*** Input material

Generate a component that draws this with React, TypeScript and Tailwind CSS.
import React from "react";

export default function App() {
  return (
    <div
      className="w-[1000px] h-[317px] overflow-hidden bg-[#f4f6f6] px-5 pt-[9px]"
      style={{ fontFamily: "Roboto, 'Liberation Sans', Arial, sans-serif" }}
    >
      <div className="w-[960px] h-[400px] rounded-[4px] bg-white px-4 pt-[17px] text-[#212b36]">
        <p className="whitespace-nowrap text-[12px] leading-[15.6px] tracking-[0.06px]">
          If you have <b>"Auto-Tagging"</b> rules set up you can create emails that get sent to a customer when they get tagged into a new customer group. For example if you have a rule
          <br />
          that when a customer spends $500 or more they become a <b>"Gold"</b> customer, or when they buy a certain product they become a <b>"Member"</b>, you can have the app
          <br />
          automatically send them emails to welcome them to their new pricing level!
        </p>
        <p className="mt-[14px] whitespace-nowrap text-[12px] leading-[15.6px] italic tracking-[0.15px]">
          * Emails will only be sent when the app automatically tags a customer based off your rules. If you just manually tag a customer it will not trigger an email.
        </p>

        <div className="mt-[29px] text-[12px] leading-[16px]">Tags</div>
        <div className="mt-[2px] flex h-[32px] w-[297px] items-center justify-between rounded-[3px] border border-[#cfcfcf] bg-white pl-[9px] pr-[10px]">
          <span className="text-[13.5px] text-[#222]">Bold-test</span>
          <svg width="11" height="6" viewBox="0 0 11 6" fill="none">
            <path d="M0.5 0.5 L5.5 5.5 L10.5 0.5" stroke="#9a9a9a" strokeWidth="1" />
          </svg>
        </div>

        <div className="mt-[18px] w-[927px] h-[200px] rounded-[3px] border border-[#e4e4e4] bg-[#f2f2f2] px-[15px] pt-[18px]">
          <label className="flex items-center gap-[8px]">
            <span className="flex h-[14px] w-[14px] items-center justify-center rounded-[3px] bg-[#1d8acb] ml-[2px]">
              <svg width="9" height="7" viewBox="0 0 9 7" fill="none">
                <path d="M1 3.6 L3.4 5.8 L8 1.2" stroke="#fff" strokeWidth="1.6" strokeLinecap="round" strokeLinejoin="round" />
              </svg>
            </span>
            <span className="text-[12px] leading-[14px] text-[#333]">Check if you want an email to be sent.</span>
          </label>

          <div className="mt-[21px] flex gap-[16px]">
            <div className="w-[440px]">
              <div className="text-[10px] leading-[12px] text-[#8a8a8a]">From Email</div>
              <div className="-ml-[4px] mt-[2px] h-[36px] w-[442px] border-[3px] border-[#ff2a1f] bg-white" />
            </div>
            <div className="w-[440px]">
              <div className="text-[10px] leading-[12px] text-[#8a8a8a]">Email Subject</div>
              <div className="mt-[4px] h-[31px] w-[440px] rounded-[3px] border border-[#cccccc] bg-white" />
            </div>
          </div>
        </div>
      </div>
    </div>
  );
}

******
*** Input material

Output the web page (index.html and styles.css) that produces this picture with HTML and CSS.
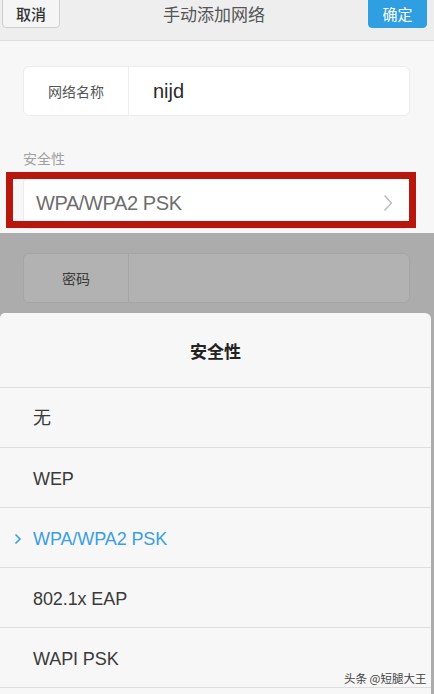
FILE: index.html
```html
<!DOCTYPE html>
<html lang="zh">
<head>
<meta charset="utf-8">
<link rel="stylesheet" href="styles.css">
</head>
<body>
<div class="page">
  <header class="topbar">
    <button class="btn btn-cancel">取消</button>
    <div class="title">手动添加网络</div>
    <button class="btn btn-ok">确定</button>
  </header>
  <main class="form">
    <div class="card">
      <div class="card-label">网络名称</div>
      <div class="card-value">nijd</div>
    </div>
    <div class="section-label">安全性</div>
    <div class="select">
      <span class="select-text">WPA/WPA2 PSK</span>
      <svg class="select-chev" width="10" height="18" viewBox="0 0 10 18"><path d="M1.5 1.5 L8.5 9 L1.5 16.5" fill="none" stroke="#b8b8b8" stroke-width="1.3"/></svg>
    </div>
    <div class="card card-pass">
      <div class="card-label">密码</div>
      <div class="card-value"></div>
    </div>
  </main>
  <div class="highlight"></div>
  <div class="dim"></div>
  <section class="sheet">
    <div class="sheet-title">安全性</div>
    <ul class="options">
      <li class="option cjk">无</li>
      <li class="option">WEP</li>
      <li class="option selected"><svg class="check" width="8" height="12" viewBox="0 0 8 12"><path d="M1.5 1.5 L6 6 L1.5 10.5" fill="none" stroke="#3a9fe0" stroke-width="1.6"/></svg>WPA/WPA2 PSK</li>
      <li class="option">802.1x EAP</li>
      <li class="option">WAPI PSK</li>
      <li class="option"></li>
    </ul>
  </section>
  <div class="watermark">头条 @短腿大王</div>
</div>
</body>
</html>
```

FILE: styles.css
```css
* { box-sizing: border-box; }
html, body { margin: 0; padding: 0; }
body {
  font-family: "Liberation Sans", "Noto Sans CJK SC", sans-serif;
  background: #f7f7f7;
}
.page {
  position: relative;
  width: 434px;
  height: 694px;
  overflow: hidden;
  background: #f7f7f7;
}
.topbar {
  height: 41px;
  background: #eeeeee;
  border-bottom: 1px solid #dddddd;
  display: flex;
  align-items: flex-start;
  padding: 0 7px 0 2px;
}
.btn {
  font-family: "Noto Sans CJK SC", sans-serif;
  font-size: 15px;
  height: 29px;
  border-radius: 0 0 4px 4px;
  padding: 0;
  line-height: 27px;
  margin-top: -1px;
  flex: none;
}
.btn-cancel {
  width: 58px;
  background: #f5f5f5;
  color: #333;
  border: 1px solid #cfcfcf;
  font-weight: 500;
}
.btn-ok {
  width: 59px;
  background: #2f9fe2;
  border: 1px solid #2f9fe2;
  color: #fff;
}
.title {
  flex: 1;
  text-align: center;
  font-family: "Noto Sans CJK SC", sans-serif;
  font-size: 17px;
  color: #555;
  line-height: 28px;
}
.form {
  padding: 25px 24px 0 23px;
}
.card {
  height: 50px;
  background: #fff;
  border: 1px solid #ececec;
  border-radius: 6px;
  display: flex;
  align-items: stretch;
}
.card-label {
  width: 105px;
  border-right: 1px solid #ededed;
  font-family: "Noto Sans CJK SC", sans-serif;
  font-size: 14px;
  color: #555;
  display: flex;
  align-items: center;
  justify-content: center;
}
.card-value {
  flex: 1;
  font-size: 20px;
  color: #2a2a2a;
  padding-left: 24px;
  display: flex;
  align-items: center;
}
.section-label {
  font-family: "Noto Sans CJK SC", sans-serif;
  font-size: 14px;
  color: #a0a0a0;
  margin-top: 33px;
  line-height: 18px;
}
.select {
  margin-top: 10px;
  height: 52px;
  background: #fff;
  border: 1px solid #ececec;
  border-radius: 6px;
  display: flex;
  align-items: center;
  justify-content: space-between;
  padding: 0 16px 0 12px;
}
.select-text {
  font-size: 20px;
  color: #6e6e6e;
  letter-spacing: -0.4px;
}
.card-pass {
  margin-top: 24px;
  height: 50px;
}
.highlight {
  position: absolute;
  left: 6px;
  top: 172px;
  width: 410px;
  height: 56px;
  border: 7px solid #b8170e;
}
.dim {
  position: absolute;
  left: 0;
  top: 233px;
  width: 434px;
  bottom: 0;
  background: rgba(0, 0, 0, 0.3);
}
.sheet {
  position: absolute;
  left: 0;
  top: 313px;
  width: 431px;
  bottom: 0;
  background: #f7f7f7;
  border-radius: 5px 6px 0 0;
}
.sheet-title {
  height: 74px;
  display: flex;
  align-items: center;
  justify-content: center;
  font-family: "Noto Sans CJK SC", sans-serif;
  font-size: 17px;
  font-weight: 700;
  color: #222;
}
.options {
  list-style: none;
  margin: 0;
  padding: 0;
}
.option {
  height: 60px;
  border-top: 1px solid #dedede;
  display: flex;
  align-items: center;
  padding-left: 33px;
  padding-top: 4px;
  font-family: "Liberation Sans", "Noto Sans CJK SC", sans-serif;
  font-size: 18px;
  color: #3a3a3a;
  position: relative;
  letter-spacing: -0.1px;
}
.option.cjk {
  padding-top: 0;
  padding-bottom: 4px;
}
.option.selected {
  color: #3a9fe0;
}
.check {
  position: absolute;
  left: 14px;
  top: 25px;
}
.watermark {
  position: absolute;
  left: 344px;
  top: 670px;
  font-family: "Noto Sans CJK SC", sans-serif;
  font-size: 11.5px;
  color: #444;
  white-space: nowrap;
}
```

******
*** Input material

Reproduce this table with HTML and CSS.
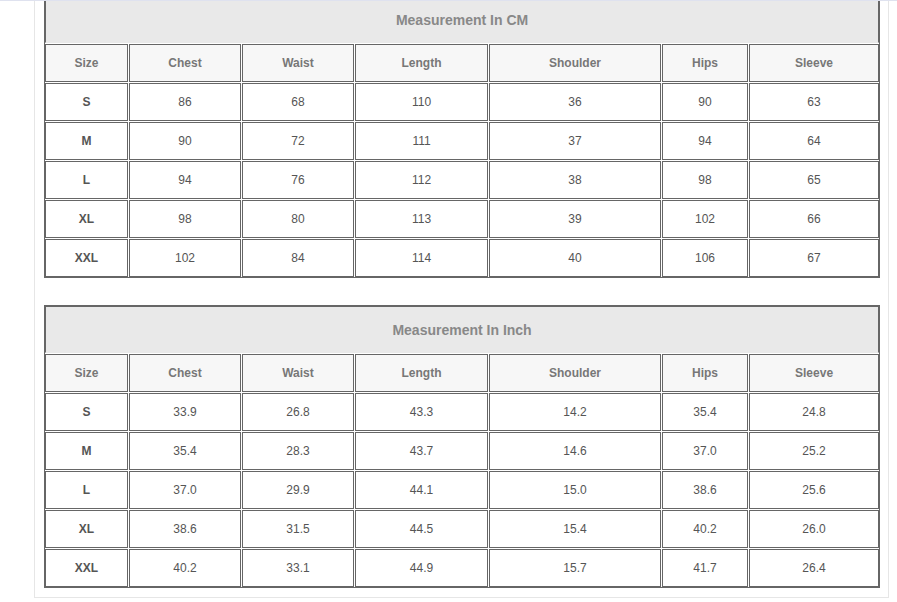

******

● Task to carry out: Identify each line in the records above that contains the word "with", and copy it out in full.

● Response for this exercise:
Generate a component that draws this with React, TypeScript and Tailwind CSS.
Output the web page (index.html and styles.css) that produces this picture with HTML and CSS.
Reproduce this table with HTML and CSS.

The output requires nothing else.